The house is brand new and everything works inside, all five bedrooms and five and a half baths. It's not quite finished yet and as you can see it's what we call "shovel-ready" nowadays. If anyone out there has a shovel, please feel free to come on over.




Before I got here I thought about southern California as this sort of life-sized set for Baywatch and I expected to get here and find everyone talking about grabbing their buoys. There is beach and surf culture, no doubt. And there’s the zoo of course, the other thing the world knows about San Diego. And Sea World and the Wild Animal Park. It’s all about the surf and turf here, but before it gets to your plate. San Diego loves its wildlife.

Yesterday, I was driving up in the hills on a tiny two lane highway in the beautiful high chaparral countryside when I hit a traffic jam in what seemed like the middle of nowhere. The reason:

Yes, those are camels and they live right here in San Diego County. They reside at the Oasis Camel Dairy (http://www.cameldairy.com/) in Ramona, the only camel dairy in the US. Oasis is run by these wonderful folks, Gil and Nancy.

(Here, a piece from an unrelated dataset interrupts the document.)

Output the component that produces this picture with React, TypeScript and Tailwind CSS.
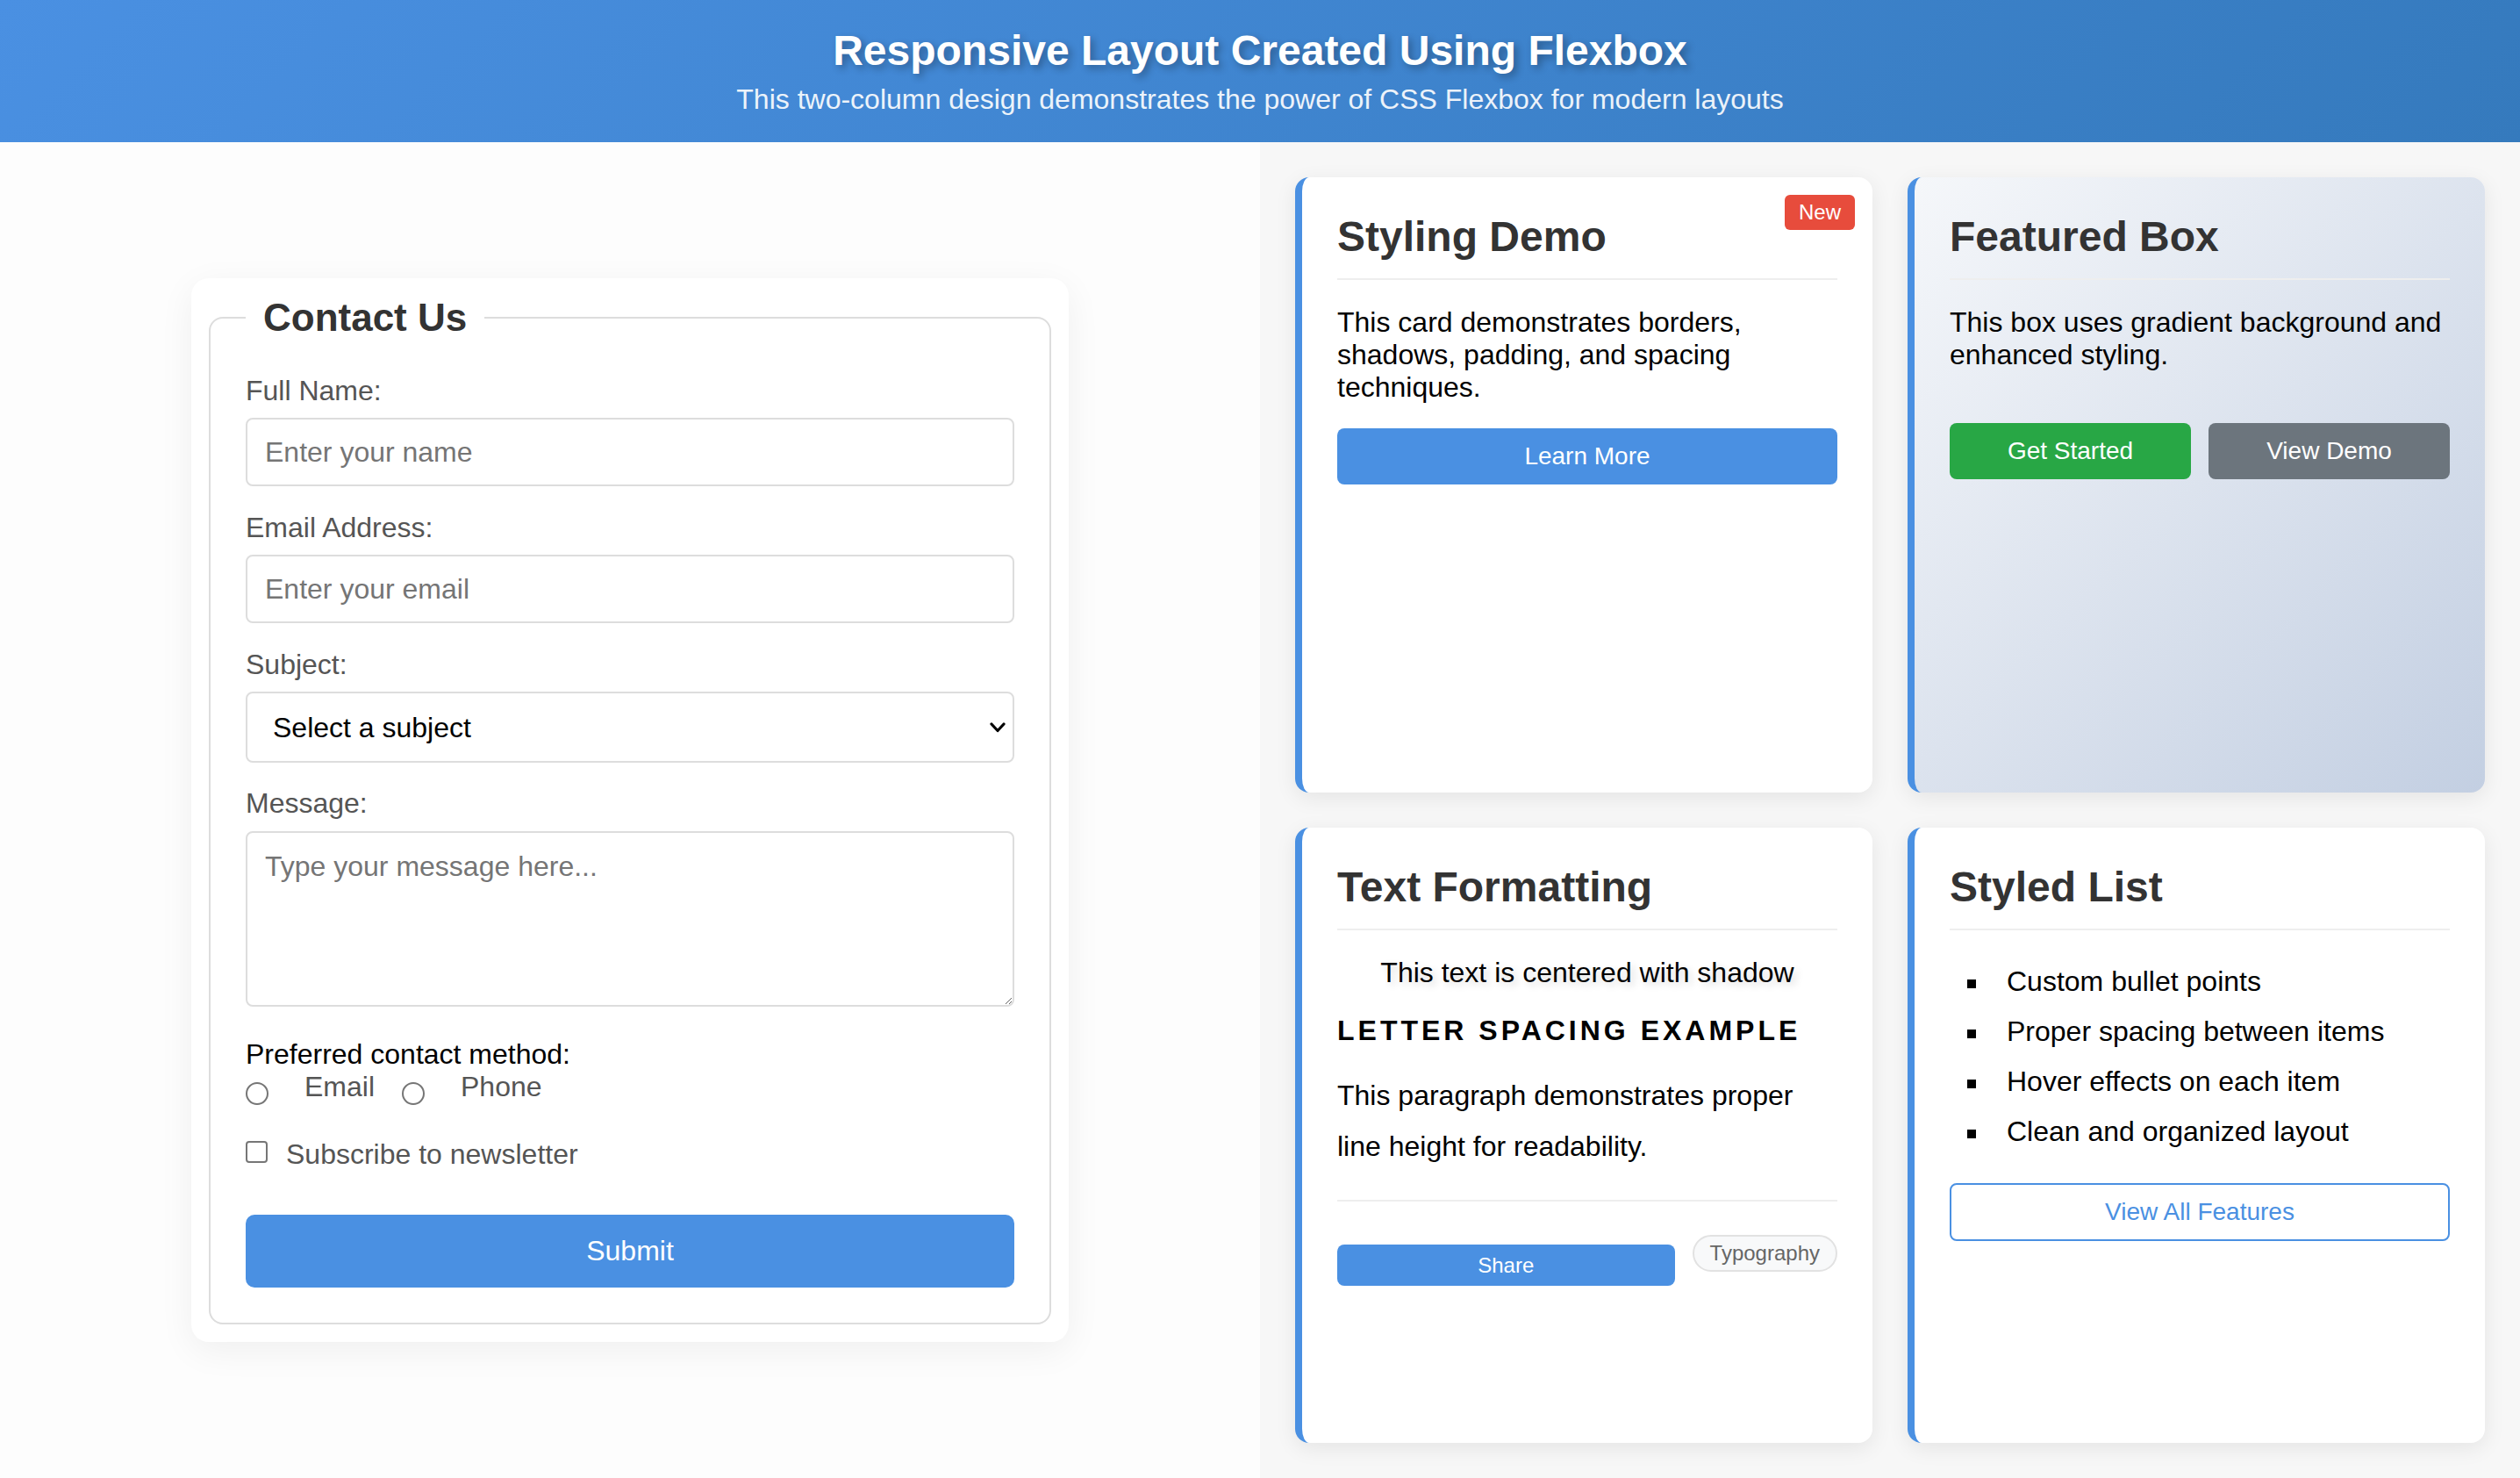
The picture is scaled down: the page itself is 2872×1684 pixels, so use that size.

They have a couple dozen camels that they milk and turn the milk into incredible soap.


The camels are also in show biz and do a brisk business around Christmas time, playing to sold out crowds at several nativity pageants around the area. Gil and Nancy can set you up with the whole nativity scene too, since they have pigs and donkeys and all sorts of exotic birds. Oasis going to start camel safaris in July.

Camels are herd animals, like children, so I plan on taking a safari to try and get a little horse sense about the pack mentality. As a nanny, I feel this will give me a nanny edge when I’m at the playground, confronted with a swarm of eight year olds. Head ‘em up and move ‘em out.

In case you’re wondering, and I know you are...



They are truly sweet creatures, toes and all.

This is Deb in the City saying so long from the Oasis Camel Dairy in Ramona, CA where every day of the week is hump day.